Let S and T be non-empty, bounded sets of real numbers and suppose that s < t for $\forall$s $\in$ S and $\forall$t $\in$ T
Which of the following statements are true:
(i) inf S $\leq$ inf T
(ii) inf S $\leq$ sup T
(iii) sup S $\leq$ sup T
(iv) sup S $\leq$ inf T
So far I have:
(i) inf S $\implies$ inf S $\leq$ x for all x $\in$ S
Since s < t for $\forall$s $\in$ S and $\forall$t $\in$ T, this implies that inf S $\leq$ x for all x $\in$ T therefore inf S is a lower bound for T.

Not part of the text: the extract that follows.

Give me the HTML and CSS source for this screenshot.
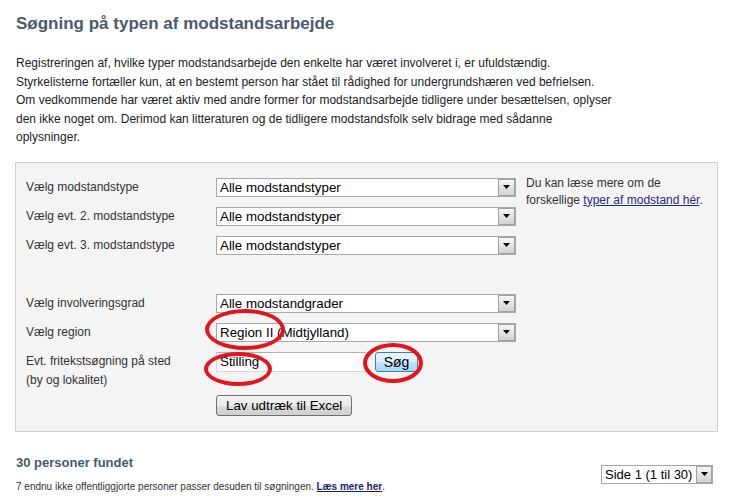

inf T means that if k is another lower bound for T then k $\leq$ inf T.
Let k = inf S (since both are lower bounds for T) therefore inf S $\leq$ inf T
(ii) sup T $\implies$ sup T $\geq$ x for all x $\in$ T
s < t for $\forall$s $\in$ S and $\forall$t $\in$ T $\implies$ sup T is a an upper bound for S
Since inf S $\implies$ inf S $\leq$ for all x $\in$ S, this implies that inf S $\leq$ sup T
Is that going in the right direction?
Since every $t\in T$ is an upper bound of $S$ and since $\sup S$ is the least upper bound of $S$, $\sup S\leqslant t$, for each $t\in T$. But then, by a simliar argument, $\sup S\leqslant\inf T$.
And now, since $\inf S\leqslant\sup S$, $\inf S\leqslant\inf T$ too.
By a similar argument, $\sup S\leqslant\sup T$.
And now, of course we have that $\inf S\leqslant\sup T$.